Mets July 2009 Injuries: F-Mart, Beltran, Reyes, Delgado, Maine

Flickr photo courtesy of Keith Allison
Flickr photo courtesy of Keith Allison

The list of Mets injuries is still pretty long and includes some of the players that are key to the team having a successful season. Omar Minaya had a review of player statuses with reporters yesterday prior to the Mets return from the All-Star break in Atlanta.

Fernando Martinez: Out 6-8 weeks. He had surgery to repair a torn meniscus in his right knee.

Carlos Beltran: He had another MRI during the All-Star break. He still has a significant bone bruise in his right knee. Team medical staff still hasn’t cleared him to begin jogging.
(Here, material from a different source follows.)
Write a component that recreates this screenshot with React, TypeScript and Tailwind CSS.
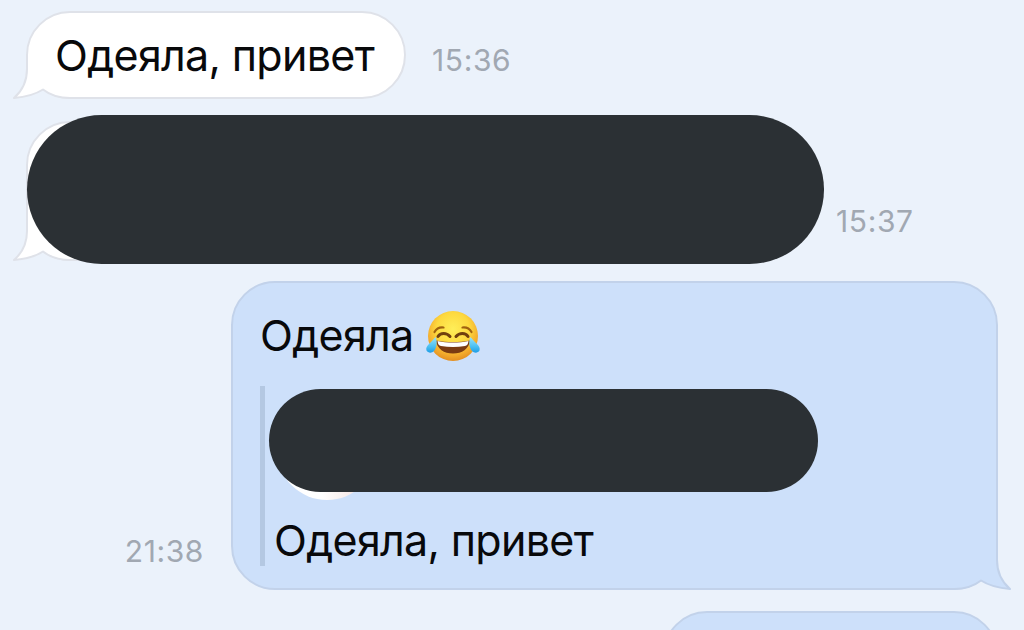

Jose Reyes: He’s running lightly and hitting. Reyes could be back by the end of July

John Maine: He threw live batting practice yesterday. The plan is to get him into rehab games within the next 10 days and back with the Mets by the end of July.

Carlos Delgado: He’s been hitting lightly. The plan is still for him to return in August.
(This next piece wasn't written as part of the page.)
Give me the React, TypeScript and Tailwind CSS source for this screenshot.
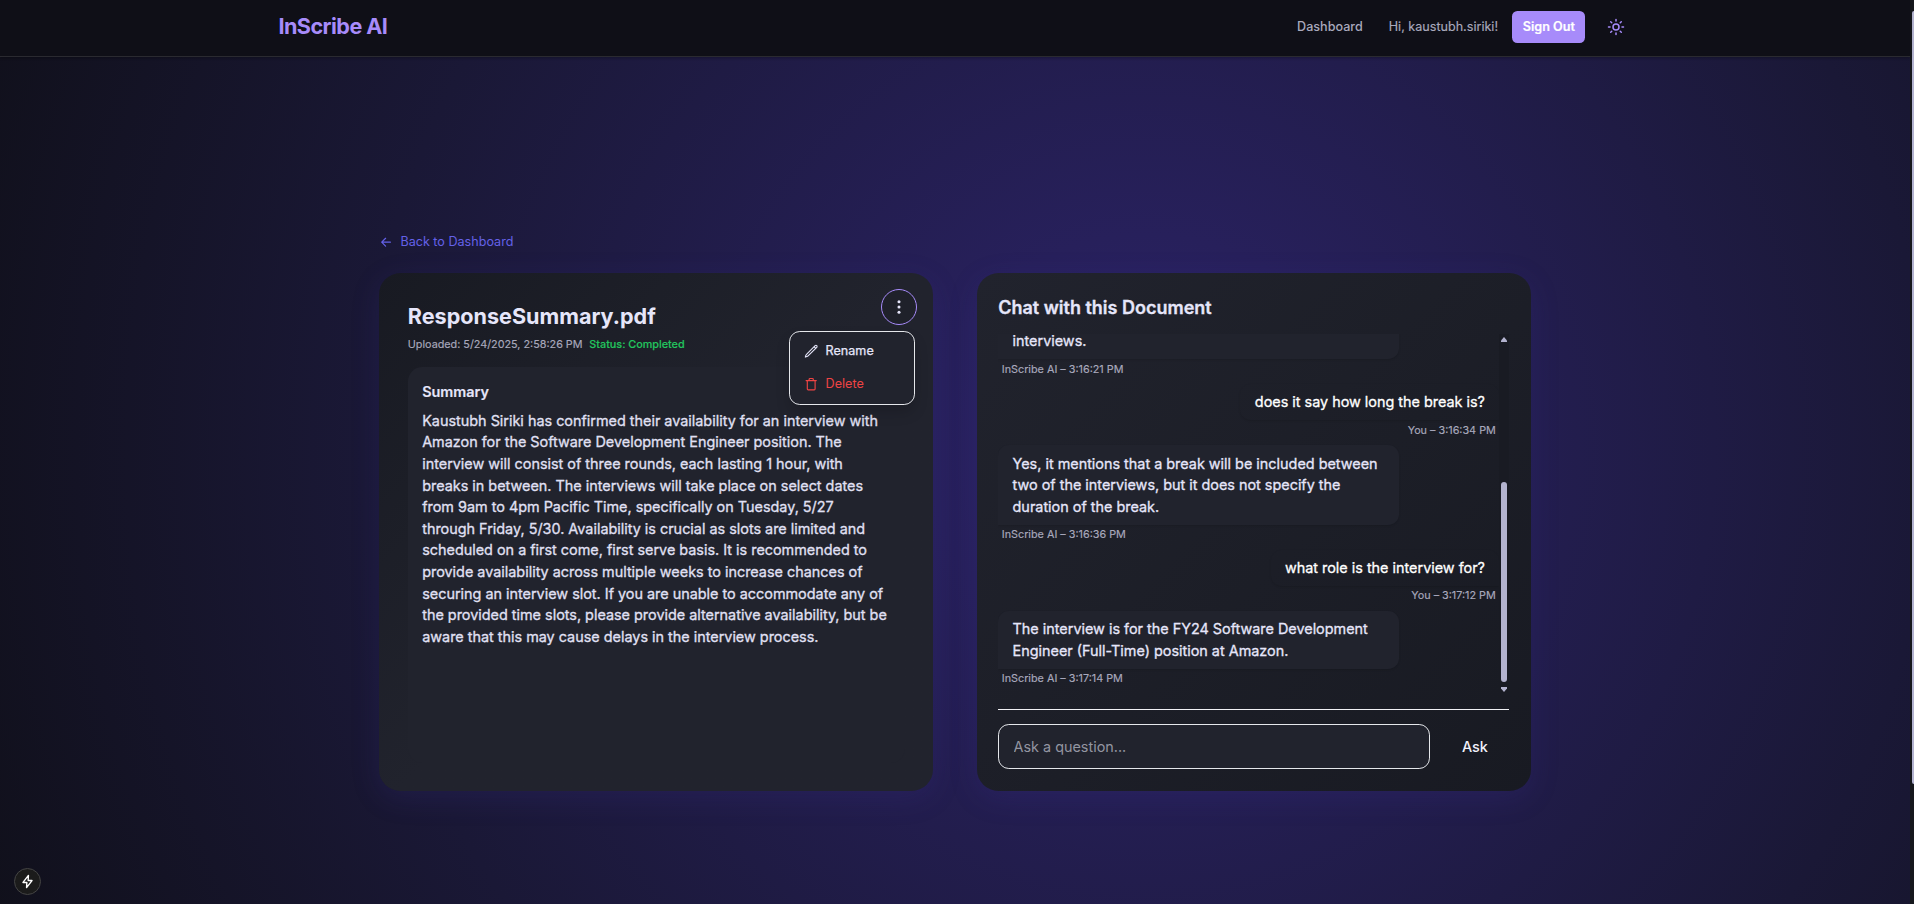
import React from "react";

type Message = { from: "ai" | "you"; text: string; time: string };

const messages: Message[] = [
  { from: "ai", text: "interviews.", time: "3:16:21 PM" },
  { from: "you", text: "does it say how long the break is?", time: "3:16:34 PM" },
  {
    from: "ai",
    text: "Yes, it mentions that a break will be included between two of the interviews, but it does not specify the duration of the break.",
    time: "3:16:36 PM",
  },
  { from: "you", text: "what role is the interview for?", time: "3:17:12 PM" },
  {
    from: "ai",
    text: "The interview is for the FY24 Software Development Engineer (Full-Time) position at Amazon.",
    time: "3:17:14 PM",
  },
];

function SunIcon() {
  return (
    <svg className="size-[18px]" viewBox="0 0 24 24" fill="none" stroke="currentColor" strokeWidth="2" strokeLinecap="round">
      <circle cx="12" cy="12" r="4" />
      <path d="M12 2v2M12 20v2M4.93 4.93l1.41 1.41M17.66 17.66l1.41 1.41M2 12h2M20 12h2M6.34 17.66l-1.41 1.41M19.07 4.93l-1.41 1.41" />
    </svg>
  );
}

function Header() {
  return (
    <header className="h-[57px] shrink-0 border-b border-[#2a2a30] bg-[#0f0f17] shadow-[0_1px_3px_rgba(0,0,0,0.3)]">
      <div className="mx-auto flex h-[54px] w-[1382px] items-center justify-between pr-[20.600px] pl-[14.4px]">
        <span className="pb-[2px] text-[21.6px] font-bold tracking-[-0.54px] text-[#a78bfa]">InScribe AI</span>
        <nav className="flex items-center text-[12.6px] text-[#a9a9bd]">
          <a className="mr-[26px] font-medium">Dashboard</a>
          <span className="mr-[14.4px] [-webkit-text-stroke:0.15px]">Hi, kaustubh.siriki!</span>
          <button className="mr-[22px] flex h-8 w-[73px] items-center justify-center rounded-[5.4px] bg-[#a78bfa] font-semibold text-white [-webkit-text-stroke:0.2px]">
            Sign Out
          </button>
          <span className="text-[#a78bfa]">
            <SunIcon />
          </span>
        </nav>
      </div>
    </header>
  );
}

function ActionsMenu() {
  return (
    <div className="absolute top-4 right-4 flex flex-col items-end">
      <button className="flex size-9 items-center justify-center rounded-full border border-[#a78bfa] bg-[#1f212a] text-[#e6e6fa]">
        <svg className="size-[18px]" viewBox="0 0 20 20" fill="currentColor">
          <circle cx="10" cy="4.2" r="1.7" />
          <circle cx="10" cy="10" r="1.7" />
          <circle cx="10" cy="15.8" r="1.7" />
        </svg>
      </button>
      <div className="mt-[6px] mr-[2px] flex h-[74px] w-[126px] flex-col justify-center rounded-[10.8px] border border-[#e5e7eb] bg-[#21232d] text-[12.6px] shadow-[0_8px_14px_rgba(0,0,0,0.15)]">
        <div className="flex h-[33px] items-center gap-[7px] pl-[13.800px] text-[#e6e6fa] [-webkit-text-stroke:0.25px]">
          <svg className="size-[14.4px]" viewBox="0 0 24 24" fill="none" stroke="currentColor" strokeWidth="1.800" strokeLinecap="round" strokeLinejoin="round">
            <path d="M16.900 4.500l1.700-1.700a1.870 1.870 0 0 1 2.650 2.650L6.800 19.800a4.500 4.500 0 0 1-1.900 1.130L2.200 21.800l.8-2.700a4.500 4.500 0 0 1 1.130-1.900zM16.900 4.500l2.650 2.650" />
          </svg>
          Rename
        </div>
        <div className="flex h-[33px] items-center gap-[7px] pl-[13.800px] text-[#ef4444]">
          <svg className="size-[14.4px]" viewBox="0 0 24 24" fill="none" stroke="currentColor" strokeWidth="1.900" strokeLinecap="round" strokeLinejoin="round">
            <path d="M3.500 6h17M5.500 6v14a1.500 1.500 0 0 0 1.500 1.500h10a1.500 1.500 0 0 0 1.500-1.500V6M8.500 6V4a1.500 1.500 0 0 1 1.500-1.500h4A1.500 1.500 0 0 1 15.500 4v2" />
          </svg>
          Delete
        </div>
      </div>
    </div>
  );
}

function SummaryCard() {
  return (
    <section className="relative flex h-[518.4px] w-[554.4px] flex-col rounded-[21.6px] bg-linear-135 from-[#181a22] to-[#21232d] to-50% p-[28.8px] shadow-[0_7px_29px_rgba(60,48,150,0.2)]">
      <h1 className="text-[21.6px] leading-[28.8px] font-bold text-[#e6e6fa]">ResponseSummary.pdf</h1>
      <p className="mt-[7.2px] text-[10.8px] leading-[14.4px] text-[#a9a9bd] [-webkit-text-stroke:0.15px]">
        Uploaded: 5/24/2025, 2:58:26 PM<span className="ml-[6.8px] font-medium text-[#22c55e]">Status: Completed</span>
      </p>
      <div className="mt-[14.4px] flex-1 rounded-[14.4px] bg-[#21232d] p-[14.4px]">
        <h2 className="text-[14.4px] leading-[21.6px] font-semibold text-[#e6e6fa] [-webkit-text-stroke:0.15px]">Summary</h2>
        <p className="mt-[7.2px] text-[14.4px] leading-[21.6px] text-[#e0e0f4] [-webkit-text-stroke:0.3px]">
          Kaustubh Siriki has confirmed their availability for an interview with Amazon for the Software Development
          Engineer position. The interview will consist of three rounds, each lasting 1 hour, with breaks in between.
          The interviews will take place on select dates from 9am to 4pm Pacific Time, specifically on Tuesday, 5/27
          through Friday, 5/30. Availability is crucial as slots are limited and scheduled on a first come, first serve
          basis. It is recommended to provide availability across multiple weeks to increase chances of securing an
          interview slot. If you are unable to accommodate any of the provided time slots, please provide alternative
          availability, but be aware that this may cause delays in the interview process.
        </p>
      </div>
      <ActionsMenu />
    </section>
  );
}

function MessageRow({ message }: { message: Message }) {
  if (message.from === "you") {
    return (
      <div className="mb-[7.2px] flex shrink-0 flex-col items-end">
        <div className="max-w-[80%] rounded-[10.8px] rounded-br-none px-[14.4px] py-[7.2px] text-[14.4px] leading-[21.6px] text-white shadow-[0_1px_2px_rgba(0,0,0,0.12)] [-webkit-text-stroke:0.3px]">
          {message.text}
        </div>
        <div className="mt-[3.6px] mr-[3.6px] text-[10.8px] leading-[14.4px] text-[#a9a9bd] [-webkit-text-stroke:0.15px]">
          You – {message.time}
        </div>
      </div>
    );
  }
  return (
    <div className="mb-[7.2px] flex shrink-0 flex-col items-start">
      <div className="w-[80%] rounded-[10.8px] rounded-bl-none bg-[#21232d] px-[14.4px] py-[7.2px] text-[14.4px] leading-[21.6px] text-[#e6e6fa] shadow-[0_1px_2px_rgba(0,0,0,0.12)] [-webkit-text-stroke:0.3px]">
        {message.text}
      </div>
      <div className="mt-[3.6px] ml-[3.6px] text-[10.8px] leading-[14.4px] text-[#a9a9bd] [-webkit-text-stroke:0.15px]">
        InScribe AI – {message.time}
      </div>
    </div>
  );
}

function ChatScrollbar() {
  return (
    <div className="flex w-[10px] shrink-0 flex-col items-center bg-[#191b23] text-[#b3b3cf]">
      <svg className="mt-[3px] h-[5px] w-[6px]" viewBox="0 0 6 5" fill="currentColor">
        <path d="M3 0l3 3.500v1.500H0V3.500z" />
      </svg>
      <div className="mt-[140px] h-[200px] w-[6px] rounded-full bg-[#b3b3cf]" />
      <svg className="mt-[5px] h-[5px] w-[6px]" viewBox="0 0 6 5" fill="currentColor">
        <path d="M0 0h6v1.500L3 5 0 1.500z" />
      </svg>
    </div>
  );
}

function ChatCard() {
  return (
    <section className="flex h-[518.4px] w-[554.4px] flex-col rounded-[21.6px] bg-linear-135 from-[#21232d] to-[#181a22] p-[21.6px] shadow-[0_7px_29px_rgba(60,48,150,0.2)]">
      <h2 className="text-[18px] leading-[25.2px] font-semibold text-[#e6e6fa] [-webkit-text-stroke:0.3px]">Chat with this Document</h2>
      <div className="mt-[14.4px] flex h-[360px]">
        <div className="flex flex-1 flex-col justify-end overflow-hidden pb-[0.5px]">
          {messages.map((m) => (
            <MessageRow key={m.time} message={m} />
          ))}
        </div>
        <ChatScrollbar />
      </div>
      <form className="mt-[14.4px] flex gap-[10px] border-t border-[#f1f1f5] pt-[14.4px]">
        <input
          className="h-[45.2px] flex-1 rounded-[10.8px] border border-[#e5e7eb] bg-[#21232d] px-[14.4px] text-[14.4px] text-[#e6e6fa] outline-none placeholder:text-[#9395a1]"
          placeholder="Ask a question..."
        />
        <button type="button" className="w-[69px] text-[14.4px] font-medium text-[#f1f1fb]">
          Ask
        </button>
      </form>
    </section>
  );
}

export default function App() {
  return (
    <div className="flex h-[904px] w-full overflow-hidden bg-[#16181d] font-['Inter',sans-serif]">
      <div className="relative flex w-[1910px] shrink-0 flex-col bg-[radial-gradient(circle_1305px_at_60%_450px,#2c2369_0%,#1a1836_60%,#0f0f17_100%)]">
        <Header />
        <main className="mx-auto w-[1152px] pt-[175px]">
          <a className="flex h-5 items-center gap-[7px] text-[12.6px] text-[#6461e8]">
            <svg className="size-[14.4px]" viewBox="0 0 24 24" fill="none" stroke="currentColor" strokeWidth="2" strokeLinecap="round" strokeLinejoin="round">
              <path d="M19 12H4.500M11 5.500L4.500 12l6.500 6.500" />
            </svg>
            Back to Dashboard
          </a>
          <div className="mt-[21px] flex gap-[43.2px]">
            <SummaryCard />
            <ChatCard />
          </div>
        </main>
        <div className="absolute bottom-[9px] left-[14px] flex size-[27px] items-center justify-center rounded-full border border-[#444] bg-[#1b1b1b] text-white">
          <svg className="size-[15px]" viewBox="0 0 16 16" fill="none" stroke="currentColor" strokeWidth="1.500" strokeLinejoin="round">
            <path d="M9 1.500L3.200 9H7.300L7 14.500L12.800 7H8.700z" />
          </svg>
        </div>
      </div>
      <div className="flex flex-1 flex-col pt-[11px] pl-[2px]">
        <div className="h-[773px] rounded-l-[2px] bg-[#b3b3cf]" />
      </div>
    </div>
  );
}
The injury situation is so bad that I see it hampering the Mets motivation to make a big trade this month. There’s so much uncertainty about how these critical players will perform during this season that it doesn’t make sense to unload big prospects to make a run this season.

Author: Dave Doyle

Frequently disappointed Mets fan

4 thoughts on “Mets July 2009 Injuries: F-Mart, Beltran, Reyes, Delgado, Maine”

    1. Bobby Parnell and Brad Holt are the Mets most desirable pitchers from a trade perspective. Fernando Martinez has had injury problems throughout his career. So it’s doubtful that he could be traded while he’s on the disabled list.


  1. What is up with this medical staff? How can a pro athlete be out 2 1/2 months with a pulled muscle (Reyes) and 2+ months for a bruise (Beltran)? What are they using to treat these guys? Leeches?


    1. You’re talking about the crack Mets medical staff here. These are the same guys that “helped” Ryan Church with his second concussion in 2 months by flying him around the country with the team, and not putting him on the disabled list or even examining him. Being a player on the Mets is like going back in time to the 18th century in terms of medical care.